In your copy, leave out the pictures; write out all the data exactly.
◇ ◇ ◇ ◇ ◇
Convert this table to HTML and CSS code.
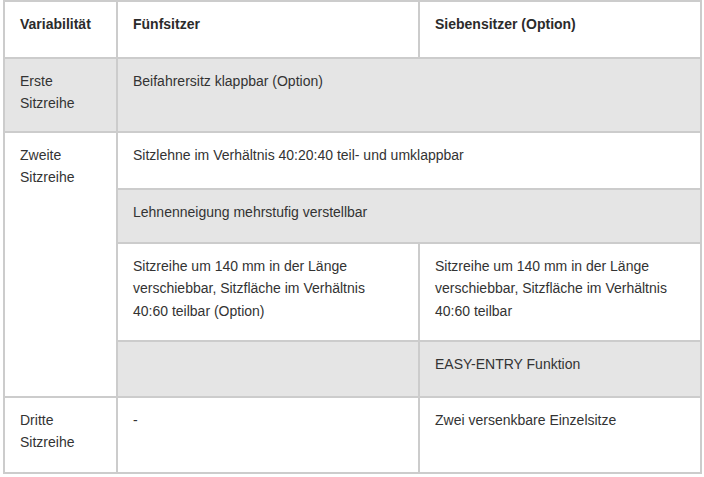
FILE: index.html
```html
<!DOCTYPE html>
<html lang="de">
<head>
<meta charset="utf-8">
<link rel="stylesheet" href="styles.css">
</head>
<body>
<div class="table">
  <div class="cell head">Variabilität</div>
  <div class="cell head">Fünfsitzer</div>
  <div class="cell head">Siebensitzer (Option)</div>

  <div class="cell gray">Erste<br>Sitzreihe</div>
  <div class="cell gray span2">Beifahrersitz klappbar (Option)</div>

  <div class="cell rowspan4">Zweite<br>Sitzreihe</div>
  <div class="cell span2">Sitzlehne im Verhältnis 40:20:40 teil- und umklappbar</div>
  <div class="cell gray span2">Lehnenneigung mehrstufig verstellbar</div>
  <div class="cell">Sitzreihe um 140 mm in der Länge verschiebbar, Sitzfläche im Verhältnis 40:60 teilbar (Option)</div>
  <div class="cell">Sitzreihe um 140 mm in der Länge verschiebbar, Sitzfläche im Verhältnis 40:60 teilbar</div>
  <div class="cell gray"></div>
  <div class="cell gray">EASY-ENTRY Funktion</div>

  <div class="cell">Dritte<br>Sitzreihe</div>
  <div class="cell">-</div>
  <div class="cell">Zwei versenkbare Einzelsitze</div>
</div>
</body>
</html>
```

FILE: styles.css
```css
html, body {
  margin: 0;
  padding: 0;
  background: #ffffff;
}

body {
  padding: 0 0 0 3px;
  font-family: "Liberation Sans", Arial, sans-serif;
  font-size: 14px;
  color: #333333;
}

.table {
  display: grid;
  width: 695px;
  grid-template-columns: 111px 300px 280px;
  grid-template-rows: 55px 72px 55px 52px 96px 54px 74px;
  gap: 2px;
  padding: 2px;
  background: #cccccc;
}

.cell {
  background: #ffffff;
  padding: 11px 15px 0 15px;
  line-height: 22.4px;
}

.cell.head {
  font-weight: bold;
  color: #2b2b2b;
}

.cell.gray {
  background: #e5e5e5;
}

.span2 {
  grid-column: span 2;
}

.rowspan4 {
  grid-row: span 4;
}
```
◇ ◇ ◇ ◇ ◇
## Full output
Convert this table to HTML and CSS code.
FILE: index.html
```html
<!DOCTYPE html>
<html lang="de">
<head>
<meta charset="utf-8">
<link rel="stylesheet" href="styles.css">
</head>
<body>
<div class="table">
  <div class="cell head">Variabilität</div>
  <div class="cell head">Fünfsitzer</div>
  <div class="cell head">Siebensitzer (Option)</div>

  <div class="cell gray">Erste<br>Sitzreihe</div>
  <div class="cell gray span2">Beifahrersitz klappbar (Option)</div>

  <div class="cell rowspan4">Zweite<br>Sitzreihe</div>
  <div class="cell span2">Sitzlehne im Verhältnis 40:20:40 teil- und umklappbar</div>
  <div class="cell gray span2">Lehnenneigung mehrstufig verstellbar</div>
  <div class="cell">Sitzreihe um 140 mm in der Länge verschiebbar, Sitzfläche im Verhältnis 40:60 teilbar (Option)</div>
  <div class="cell">Sitzreihe um 140 mm in der Länge verschiebbar, Sitzfläche im Verhältnis 40:60 teilbar</div>
  <div class="cell gray"></div>
  <div class="cell gray">EASY-ENTRY Funktion</div>

  <div class="cell">Dritte<br>Sitzreihe</div>
  <div class="cell">-</div>
  <div class="cell">Zwei versenkbare Einzelsitze</div>
</div>
</body>
</html>
```

FILE: styles.css
```css
html, body {
  margin: 0;
  padding: 0;
  background: #ffffff;
}

body {
  padding: 0 0 0 3px;
  font-family: "Liberation Sans", Arial, sans-serif;
  font-size: 14px;
  color: #333333;
}

.table {
  display: grid;
  width: 695px;
  grid-template-columns: 111px 300px 280px;
  grid-template-rows: 55px 72px 55px 52px 96px 54px 74px;
  gap: 2px;
  padding: 2px;
  background: #cccccc;
}

.cell {
  background: #ffffff;
  padding: 11px 15px 0 15px;
  line-height: 22.4px;
}

.cell.head {
  font-weight: bold;
  color: #2b2b2b;
}

.cell.gray {
  background: #e5e5e5;
}

.span2 {
  grid-column: span 2;
}

.rowspan4 {
  grid-row: span 4;
}
```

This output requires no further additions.